### SHORT PROBLEM
Gather every line holding the string "screenshot".

[Entries with page source code]
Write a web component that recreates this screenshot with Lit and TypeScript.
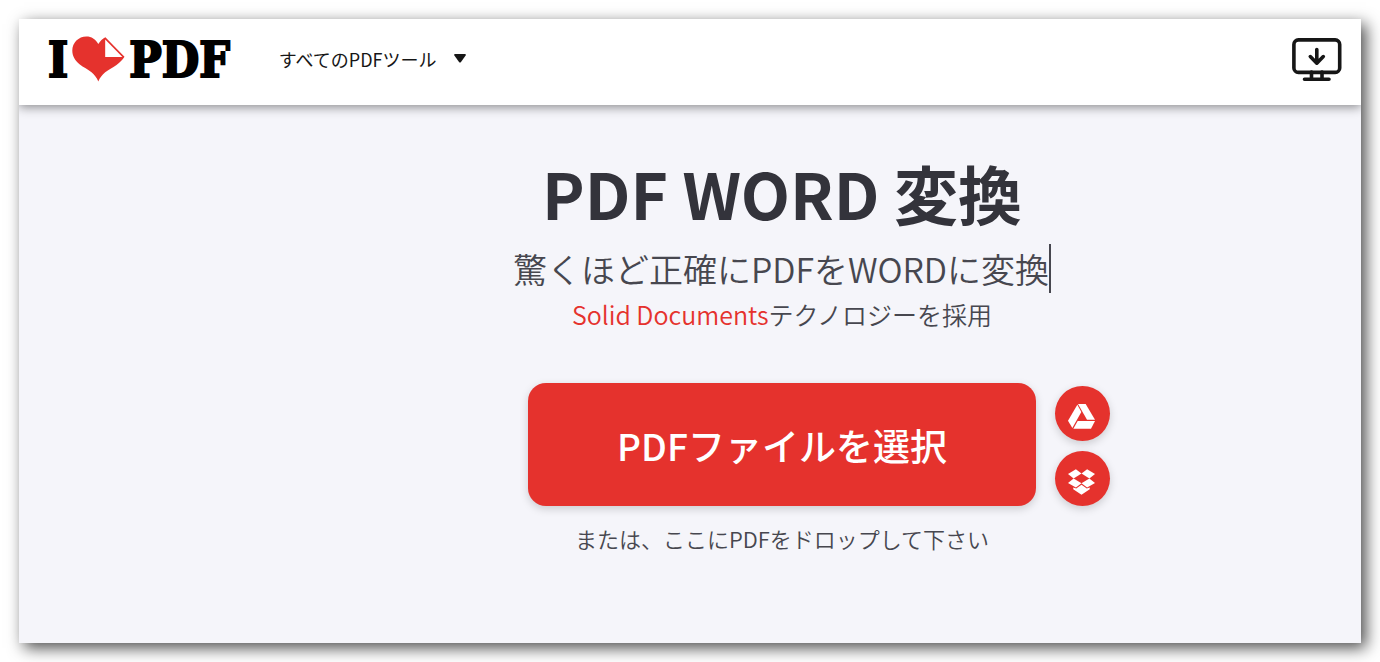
import { LitElement, html, css } from "lit";
import { customElement } from "lit/decorators.js";

@customElement("app-header")
class AppHeader extends LitElement {
  static styles = css`
    :host {
      display: block;
      position: relative;
      z-index: 1;
      clip-path: inset(0 0 -20px 0);
    }
    .bar {
      display: flex;
      align-items: center;
      box-sizing: border-box;
      min-height: 86px;
      padding: 0 19px 5px 29px;
      background: #fff;
      box-shadow: 0 2px 10px rgba(0, 0, 0, 0.45);
    }
    .logo {
      display: flex;
      align-items: center;
      gap: 4px;
      color: #000;
      text-decoration: none;
      font: bold 48px/50px "DejaVu Serif Condensed", "DejaVu Serif", serif;
      -webkit-text-stroke: 2px #000;
    }
    .heart {
      display: block;
      width: 53px;
      height: 46px;
      padding-bottom: 2px;
    }
    .menu {
      display: flex;
      align-items: center;
      gap: 17px;
      margin-left: 49px;
      padding: 0 0 2px;
      border: 0;
      background: none;
      color: #161616;
      font: 400 18px/26px "Noto Sans CJK JP", sans-serif;
      cursor: pointer;
    }
    .desktop {
      margin-left: auto;
      color: #161616;
    }
    .desktop svg,
    .menu svg {
      display: block;
    }
  `;

  render() {
    return html`
      <header class="bar">
        <a class="logo" href="#" aria-label="I love PDF">
          <span>I</span>
          <svg class="heart" viewBox="0 0 53 46" aria-hidden="true">
            <path
              fill="#e5322d"
              d="M26.3 8C23.5 3 19.5.4 14.4.4 6.5.4.3 6.600.3 14.500.3 20 3 24.500 7.500 28.300 11.500 31.500 16 33.300 19.500 36.300 22.500 38.900 24.800 42 26.300 45.400 27.800 42 30.200 38.900 33.200 36.300 36.500 33.500 40.500 32.200 44.500 29 48 26.200 50.500 23.800 52.500 20.700L33.400 1.200C30.500 2.700 28.200 4.900 26.300 8Z"
            />
            <path fill="#fff" d="M33.200 3.600V21H50.400Z" />
          </svg>
          <span>PDF</span>
        </a>
        <button class="menu" type="button">
          すべてのPDFツール
          <svg width="12" height="9" viewBox="0 0 12 9" aria-hidden="true">
            <path fill="currentColor" d="M1 0H11Q12.300.2 11.600 1.500L7 7.900Q6 9 5 7.900L.4 1.500Q-.3.2 1 0Z" />
          </svg>
        </button>
        <a class="desktop" href="#" aria-label="デスクトップ">
          <svg
            width="50"
            height="44"
            viewBox="0 0 50 44"
            fill="none"
            stroke="currentColor"
            stroke-width="3.6"
            stroke-linecap="round"
            stroke-linejoin="round"
            aria-hidden="true"
          >
            <rect x="1.900" y="1.900" width="45.800" height="32.500" rx="4.500" />
            <path d="M19.500 34V41M30 34V41M12.500 41.300H37M24.800 11.500V25M18.300 18.600L24.800 25.200 31.300 18.600" />
          </svg>
        </a>
      </header>
    `;
  }
}

@customElement("file-picker")
class FilePicker extends LitElement {
  static styles = css`
    :host {
      display: block;
    }
    .row {
      display: grid;
      grid-template-columns: 1fr minmax(auto, 508px) 1fr;
      column-gap: 19px;
      align-items: end;
    }
    .pick {
      grid-column: 2;
      min-height: 123px;
      padding: 0 24px;
      border: 0;
      border-radius: 18px;
      background: #e5322d;
      color: #fff;
      font: 500 37px/54px "Noto Sans CJK JP", sans-serif;
      box-shadow: 0 3px 9px rgba(0, 0, 0, 0.17);
      cursor: pointer;
    }
    .clouds {
      display: flex;
      flex-direction: column;
      gap: 10px;
    }
    .cloud {
      display: grid;
      place-items: center;
      box-sizing: border-box;
      width: 55px;
      height: 55px;
      padding: 6px 2px 0 0;
      border: 0;
      border-radius: 50%;
      background: #e5322d;
      color: #fff;
      box-shadow: 0 3px 9px rgba(0, 0, 0, 0.17);
      cursor: pointer;
    }
    .cloud svg {
      display: block;
    }
  `;

  render() {
    return html`
      <div class="row">
        <button class="pick" type="button">PDFファイルを選択</button>
        <div class="clouds">
          <button class="cloud" type="button" aria-label="Google Drive">
            <svg width="27" height="25" viewBox="0 0 81 75" fill="currentColor" aria-hidden="true">
              <path d="M28 2L40 24 13 72 0 50Z" />
              <path d="M30 0H53L81 47H57Z" />
              <path d="M29 51H81L69 74H16Z" />
            </svg>
          </button>
          <button class="cloud" type="button" aria-label="Dropbox">
            <svg width="27" height="26" viewBox="0 0 82 78" fill="currentColor" aria-hidden="true">
              <path d="M24 0L41 13 17 28 0 15Z" />
              <path d="M58 0L82 15 65 28 41 13Z" />
              <path d="M17 28L41 43 24 56 0 42Z" />
              <path d="M65 28L82 42 58 56 41 43Z" />
              <path d="M41 47L57 59 66 56V61L41 78 16 61V56L25 59Z" />
            </svg>
          </button>
        </div>
      </div>
    `;
  }
}

@customElement("app-root")
class AppRoot extends LitElement {
  static styles = css`
    :host {
      display: flex;
      box-sizing: border-box;
      min-height: 100vh;
      padding: 19px;
      background: #fff;
      font-family: "Noto Sans CJK JP", sans-serif;
    }
    .frame {
      flex: 1;
      background: #f5f5fa;
      box-shadow: 5px 5px 15px rgba(0, 0, 0, 0.7);
    }
    .tool {
      padding: 51px 0 0 184px;
      color: #47474f;
      font-weight: 350;
      text-align: center;
    }
    .title {
      margin: 0;
      color: #33333b;
      font-size: 64px;
      font-weight: 700;
      line-height: 72px;
    }
    .subtitle {
      display: inline-block;
      margin: 16px 0 0;
      border-right: 2px solid #47474f;
      font-size: 34px;
      font-weight: 350;
      line-height: 49px;
      vertical-align: top;
    }
    .powered {
      margin: 3px 0 51px;
      font-size: 25px;
      line-height: 36px;
    }
    .powered a {
      color: #e5322d;
      text-decoration: none;
    }
    .hint {
      margin: 16px 0 0;
      font-size: 22px;
      line-height: 33px;
    }
  `;

  render() {
    return html`
      <div class="frame">
        <app-header></app-header>
        <main class="tool">
          <h1 class="title">PDF WORD 変換</h1>
          <h2 class="subtitle">驚くほど正確にPDFをWORDに変換</h2>
          <p class="powered"><a href="#">Solid Documents</a>テクノロジーを採用</p>
          <file-picker></file-picker>
          <p class="hint">または、ここにPDFをドロップして下さい</p>
        </main>
      </div>
    `;
  }
}
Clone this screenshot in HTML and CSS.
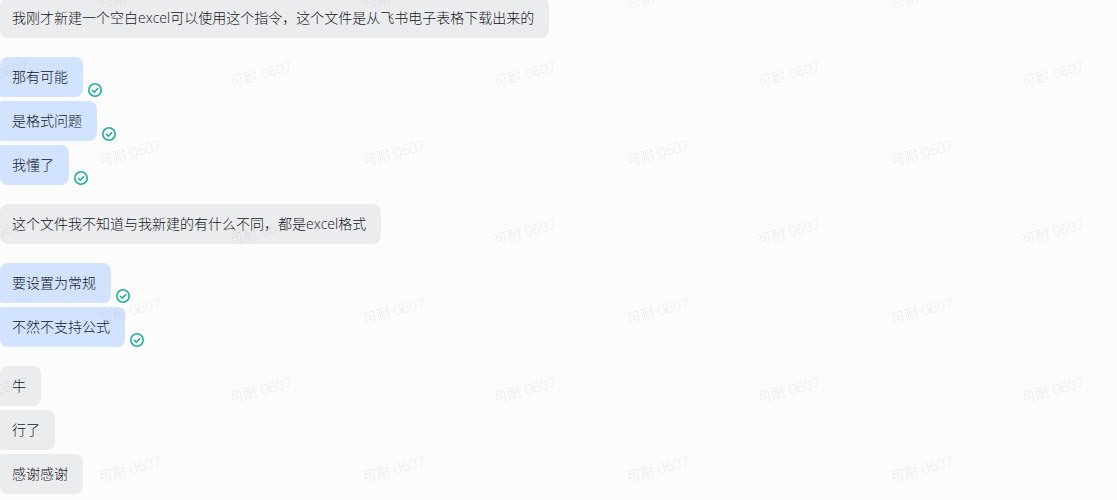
FILE: index.html
```html
<!DOCTYPE html>
<html lang="zh-CN">
<head>
  <meta charset="UTF-8" />
  <meta name="viewport" content="width=device-width, initial-scale=1.0"/>
  <title>Chat</title>
  <link rel="stylesheet" href="styles.css">
</head>
<body>
  <!-- shared icons -->
  <svg class="defs" width="0" height="0" aria-hidden="true">
    <symbol id="icon-read" viewBox="0 0 14 14">
      <circle cx="7" cy="7" r="6.2" />
      <path d="M4 7 L6.3 9.1 L10.1 5.3" />
    </symbol>
  </svg>

  <main class="chat">
    <section class="group other">
      <div class="message"><p class="bubble">我刚才新建一个空白excel可以使用这个指令，这个文件是从飞书电子表格下载出来的</p></div>
    </section>

    <section class="group mine">
      <div class="message"><p class="bubble">那有可能</p><svg class="read"><use href="#icon-read" /></svg></div>
      <div class="message"><p class="bubble">是格式问题</p><svg class="read"><use href="#icon-read" /></svg></div>
      <div class="message"><p class="bubble">我懂了</p><svg class="read"><use href="#icon-read" /></svg></div>
    </section>

    <section class="group other">
      <div class="message"><p class="bubble">这个文件我不知道与我新建的有什么不同，都是excel格式</p></div>
    </section>

    <section class="group mine">
      <div class="message"><p class="bubble">要设置为常规</p><svg class="read"><use href="#icon-read" /></svg></div>
      <div class="message"><p class="bubble">不然不支持公式</p><svg class="read"><use href="#icon-read" /></svg></div>
    </section>

    <section class="group other">
      <div class="message"><p class="bubble">牛</p></div>
      <div class="message"><p class="bubble">行了</p></div>
      <div class="message"><p class="bubble">感谢感谢</p></div>
    </section>
  </main>

  <svg class="watermark" aria-hidden="true">
    <pattern id="mark" x="65" y="34" width="264" height="158" patternUnits="userSpaceOnUse">
      <text x="65" y="124" transform="rotate(-15 65 119)">可耐 0607</text>
      <text x="196" y="45" transform="rotate(-15 196 40)">可耐 0607</text>
    </pattern>
    <rect width="100%" height="100%" fill="url(#mark)" />
  </svg>
</body>
</html>
```

FILE: styles.css
```css
* {
  box-sizing: border-box;
}

body {
  margin: 0;
  font-family: "Open Sans", "Noto Sans CJK SC", sans-serif;
  font-size: 14px;
  font-weight: 300;
  line-height: 20px;
  background: #fcfcfc;
  color: #14171c;
  position: relative;
  overflow: hidden;
}

.defs {
  position: absolute;
}

.chat {
  display: flex;
  flex-direction: column;
  gap: 19px;
  margin-top: -2px;
  padding-bottom: 6px;
}

.group {
  display: flex;
  flex-direction: column;
  gap: 4px;
}

.message {
  display: flex;
  align-items: flex-end;
  gap: 5px;
}

.bubble {
  margin: 0;
  padding: 10px 15px 10px 12px;
  border-radius: 2px 8px 8px 2px;
}

.message:first-child .bubble {
  border-top-left-radius: 8px;
}

.message:last-child .bubble {
  border-bottom-left-radius: 8px;
}

.other .bubble {
  background: #ebecee;
}

.mine .bubble {
  background: #d1e3ff;
}

.read {
  width: 14px;
  height: 14px;
  flex: none;
  fill: none;
  stroke: #1fae9a;
  stroke-width: 1.6;
}

.watermark {
  position: absolute;
  top: 0;
  left: 0;
  width: 100%;
  height: 100%;
  pointer-events: none;
}

.watermark text {
  font-size: 14px;
  text-anchor: middle;
  fill: #1f2329;
  fill-opacity: 0.09;
}
```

### SOLUTION TO THE PROBLEM
Write a web component that recreates this screenshot with Lit and TypeScript.
Clone this screenshot in HTML and CSS.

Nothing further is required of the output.